TASK DIRECTIONS: Reproduce each line of the material exactly, minus any picture.

SUPPLIED DATA:
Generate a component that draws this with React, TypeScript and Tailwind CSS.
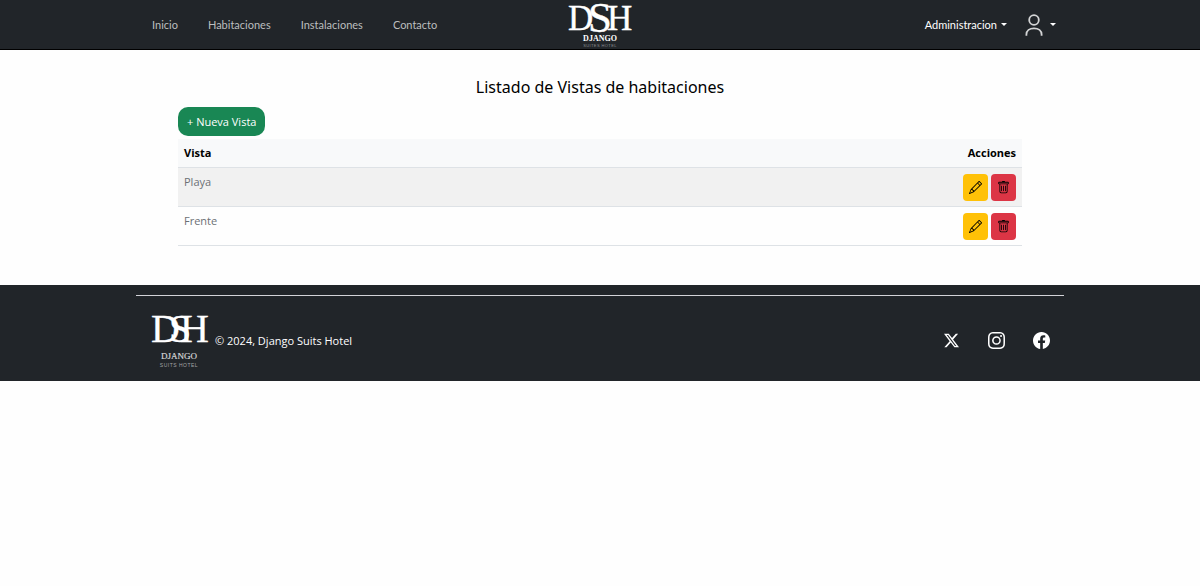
import type { ReactNode } from "react";
import { BsFacebook, BsInstagram, BsPencil, BsTrash, BsTwitterX } from "react-icons/bs";

const links = ["Inicio", "Habitaciones", "Instalaciones", "Contacto"];
const views = ["Playa", "Frente"];

function Caret() {
  return <span className="border-x-[3px] border-t-[3px] border-x-transparent border-t-current" />;
}

function PersonIcon() {
  return (
    <svg viewBox="0 0 18 22" className="h-[22px] w-[18px]" fill="none" stroke="#d3d4d5" strokeWidth="1.8" aria-hidden="true">
      <circle cx="9" cy="6" r="4.8" />
      <path d="M1.4 21.8v-1.3c0-3.9 3.2-6.2 7.6-6.2s7.6 2.3 7.6 6.2v1.3" />
    </svg>
  );
}

function HeaderLogo() {
  return (
    <svg viewBox="0 0 66 49" className="h-[49px] w-[66px] overflow-visible" fill="#fff" fontFamily="'Liberation Serif', serif" role="img" aria-label="DSH Django Suites Hotel">
      <text y="30" fontSize="35" stroke="#fff" strokeWidth="0.4">
        <tspan x="1">D</tspan>
        <tspan x="21" y="32" fontSize="43">S</tspan>
        <tspan x="40" y="30">H</tspan>
      </text>
      <text x="33" y="41" fontSize="8" fontWeight="bold" textAnchor="middle">DJANGO</text>
      <text x="33" y="47" fontSize="4" fill="#8b8e91" textAnchor="middle" fontFamily="'Liberation Sans', sans-serif" className="tracking-widest">SUITES HOTEL</text>
    </svg>
  );
}

function FooterLogo() {
  return (
    <svg viewBox="0 0 58 56" className="h-14 w-[58px] overflow-visible" fill="#fff" fontFamily="'Liberation Serif', serif" role="img" aria-label="DSH Django Suits Hotel">
      <text x="1 19 30" y="29" fontSize="40" stroke="#fff" strokeWidth="0.3">DSH</text>
      <text x="29" y="46" fontSize="9" fill="#d5d6d7" stroke="#d5d6d7" strokeWidth="0.2" textAnchor="middle">DJANGO</text>
      <text x="29" y="54" fontSize="5" fill="#a2a4a6" textAnchor="middle" fontFamily="'Liberation Sans', sans-serif" className="tracking-widest">SUITS HOTEL</text>
    </svg>
  );
}

function ActionButton({ label, className, children }: { label: string; className: string; children: ReactNode }) {
  return (
    <button type="button" aria-label={label} className={`flex h-[27px] w-[25px] items-center justify-center rounded text-[13px] text-black ${className}`}>
      {children}
    </button>
  );
}

export default function App() {
  return (
    <div className="min-h-screen bg-[#fefefe] font-['Open_Sans','Noto_Sans',sans-serif] text-[11px] leading-4 text-[#212529]">
      <header className="border-b border-black bg-[#212529] font-['Lato','Open_Sans',sans-serif]">
        <div className="mx-auto grid max-w-[928px] grid-cols-[1fr_auto_1fr] items-center px-2">
          <nav className="flex gap-[30px] pl-2 text-[#bcbebf]">
            {links.map((link) => (
              <a key={link} href="#">{link}</a>
            ))}
          </nav>
          <a href="#"><HeaderLogo /></a>
          <div className="flex items-center justify-end gap-[18px] text-white">
            <button type="button" className="flex items-center gap-1">Administracion <Caret /></button>
            <button type="button" aria-label="Cuenta" className="flex items-center gap-[7px]">
              <PersonIcon />
              <Caret />
            </button>
          </div>
        </div>
      </header>

      <main className="mx-auto max-w-[844px] pt-[25px] pb-[39px]">
        <h1 className="text-center font-['Noto_Sans','Open_Sans',sans-serif] text-[16px] leading-6 text-black">Listado de Vistas de habitaciones</h1>
        <button type="button" className="mt-2 h-[29px] rounded-[10px] bg-[#198754] px-[9px] text-white">+ Nueva Vista</button>
        <table className="mt-[3px] w-full border-collapse">
          <thead>
            <tr className="h-7 border-b border-[#dee2e6] bg-[#f8f9fa] text-black">
              <th className="px-1.5 text-left font-bold">Vista</th>
              <th className="px-1.5 text-right font-bold">Acciones</th>
            </tr>
          </thead>
          <tbody className="text-[#6c7075]">
            {views.map((view) => (
              <tr key={view} className="border-b border-[#dee2e6] odd:bg-[#f1f1f1]">
                <td className="px-1.5 py-1.5 align-top">{view}</td>
                <td className="px-1.5 pt-1.5 pb-[5px]">
                  <div className="flex justify-end gap-[3px]">
                    <ActionButton label={`Editar ${view}`} className="bg-[#ffc107]"><BsPencil /></ActionButton>
                    <ActionButton label={`Eliminar ${view}`} className="bg-[#dc3545]"><BsTrash /></ActionButton>
                  </div>
                </td>
              </tr>
            ))}
          </tbody>
        </table>
      </main>

      <footer className="bg-[#212529] pt-2.5 pb-3 text-white">
        <div className="mx-auto flex max-w-[928px] items-center justify-between border-t border-[#d3d3d8] px-3.5 pt-[17px]">
          <div className="flex items-center gap-[7px]">
            <FooterLogo />
            <p>© 2024, Django Suits Hotel</p>
          </div>
          <div className="flex gap-7 text-[17px]">
            <a href="#" aria-label="X"><BsTwitterX className="p-px" /></a>
            <a href="#" aria-label="Instagram"><BsInstagram /></a>
            <a href="#" aria-label="Facebook"><BsFacebook /></a>
          </div>
        </div>
      </footer>
    </div>
  );
}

REPLY:
Generate a component that draws this with React, TypeScript and Tailwind CSS.
import type { ReactNode } from "react";
import { BsFacebook, BsInstagram, BsPencil, BsTrash, BsTwitterX } from "react-icons/bs";

const links = ["Inicio", "Habitaciones", "Instalaciones", "Contacto"];
const views = ["Playa", "Frente"];

function Caret() {
  return <span className="border-x-[3px] border-t-[3px] border-x-transparent border-t-current" />;
}

function PersonIcon() {
  return (
    <svg viewBox="0 0 18 22" className="h-[22px] w-[18px]" fill="none" stroke="#d3d4d5" strokeWidth="1.8" aria-hidden="true">
      <circle cx="9" cy="6" r="4.8" />
      <path d="M1.4 21.8v-1.3c0-3.9 3.2-6.2 7.6-6.2s7.6 2.3 7.6 6.2v1.3" />
    </svg>
  );
}

function HeaderLogo() {
  return (
    <svg viewBox="0 0 66 49" className="h-[49px] w-[66px] overflow-visible" fill="#fff" fontFamily="'Liberation Serif', serif" role="img" aria-label="DSH Django Suites Hotel">
      <text y="30" fontSize="35" stroke="#fff" strokeWidth="0.4">
        <tspan x="1">D</tspan>
        <tspan x="21" y="32" fontSize="43">S</tspan>
        <tspan x="40" y="30">H</tspan>
      </text>
      <text x="33" y="41" fontSize="8" fontWeight="bold" textAnchor="middle">DJANGO</text>
      <text x="33" y="47" fontSize="4" fill="#8b8e91" textAnchor="middle" fontFamily="'Liberation Sans', sans-serif" className="tracking-widest">SUITES HOTEL</text>
    </svg>
  );
}

function FooterLogo() {
  return (
    <svg viewBox="0 0 58 56" className="h-14 w-[58px] overflow-visible" fill="#fff" fontFamily="'Liberation Serif', serif" role="img" aria-label="DSH Django Suits Hotel">
      <text x="1 19 30" y="29" fontSize="40" stroke="#fff" strokeWidth="0.3">DSH</text>
      <text x="29" y="46" fontSize="9" fill="#d5d6d7" stroke="#d5d6d7" strokeWidth="0.2" textAnchor="middle">DJANGO</text>
      <text x="29" y="54" fontSize="5" fill="#a2a4a6" textAnchor="middle" fontFamily="'Liberation Sans', sans-serif" className="tracking-widest">SUITS HOTEL</text>
    </svg>
  );
}

function ActionButton({ label, className, children }: { label: string; className: string; children: ReactNode }) {
  return (
    <button type="button" aria-label={label} className={`flex h-[27px] w-[25px] items-center justify-center rounded text-[13px] text-black ${className}`}>
      {children}
    </button>
  );
}

export default function App() {
  return (
    <div className="min-h-screen bg-[#fefefe] font-['Open_Sans','Noto_Sans',sans-serif] text-[11px] leading-4 text-[#212529]">
      <header className="border-b border-black bg-[#212529] font-['Lato','Open_Sans',sans-serif]">
        <div className="mx-auto grid max-w-[928px] grid-cols-[1fr_auto_1fr] items-center px-2">
          <nav className="flex gap-[30px] pl-2 text-[#bcbebf]">
            {links.map((link) => (
              <a key={link} href="#">{link}</a>
            ))}
          </nav>
          <a href="#"><HeaderLogo /></a>
          <div className="flex items-center justify-end gap-[18px] text-white">
            <button type="button" className="flex items-center gap-1">Administracion <Caret /></button>
            <button type="button" aria-label="Cuenta" className="flex items-center gap-[7px]">
              <PersonIcon />
              <Caret />
            </button>
          </div>
        </div>
      </header>

      <main className="mx-auto max-w-[844px] pt-[25px] pb-[39px]">
        <h1 className="text-center font-['Noto_Sans','Open_Sans',sans-serif] text-[16px] leading-6 text-black">Listado de Vistas de habitaciones</h1>
        <button type="button" className="mt-2 h-[29px] rounded-[10px] bg-[#198754] px-[9px] text-white">+ Nueva Vista</button>
        <table className="mt-[3px] w-full border-collapse">
          <thead>
            <tr className="h-7 border-b border-[#dee2e6] bg-[#f8f9fa] text-black">
              <th className="px-1.5 text-left font-bold">Vista</th>
              <th className="px-1.5 text-right font-bold">Acciones</th>
            </tr>
          </thead>
          <tbody className="text-[#6c7075]">
            {views.map((view) => (
              <tr key={view} className="border-b border-[#dee2e6] odd:bg-[#f1f1f1]">
                <td className="px-1.5 py-1.5 align-top">{view}</td>
                <td className="px-1.5 pt-1.5 pb-[5px]">
                  <div className="flex justify-end gap-[3px]">
                    <ActionButton label={`Editar ${view}`} className="bg-[#ffc107]"><BsPencil /></ActionButton>
                    <ActionButton label={`Eliminar ${view}`} className="bg-[#dc3545]"><BsTrash /></ActionButton>
                  </div>
                </td>
              </tr>
            ))}
          </tbody>
        </table>
      </main>

      <footer className="bg-[#212529] pt-2.5 pb-3 text-white">
        <div className="mx-auto flex max-w-[928px] items-center justify-between border-t border-[#d3d3d8] px-3.5 pt-[17px]">
          <div className="flex items-center gap-[7px]">
            <FooterLogo />
            <p>© 2024, Django Suits Hotel</p>
          </div>
          <div className="flex gap-7 text-[17px]">
            <a href="#" aria-label="X"><BsTwitterX className="p-px" /></a>
            <a href="#" aria-label="Instagram"><BsInstagram /></a>
            <a href="#" aria-label="Facebook"><BsFacebook /></a>
          </div>
        </div>
      </footer>
    </div>
  );
}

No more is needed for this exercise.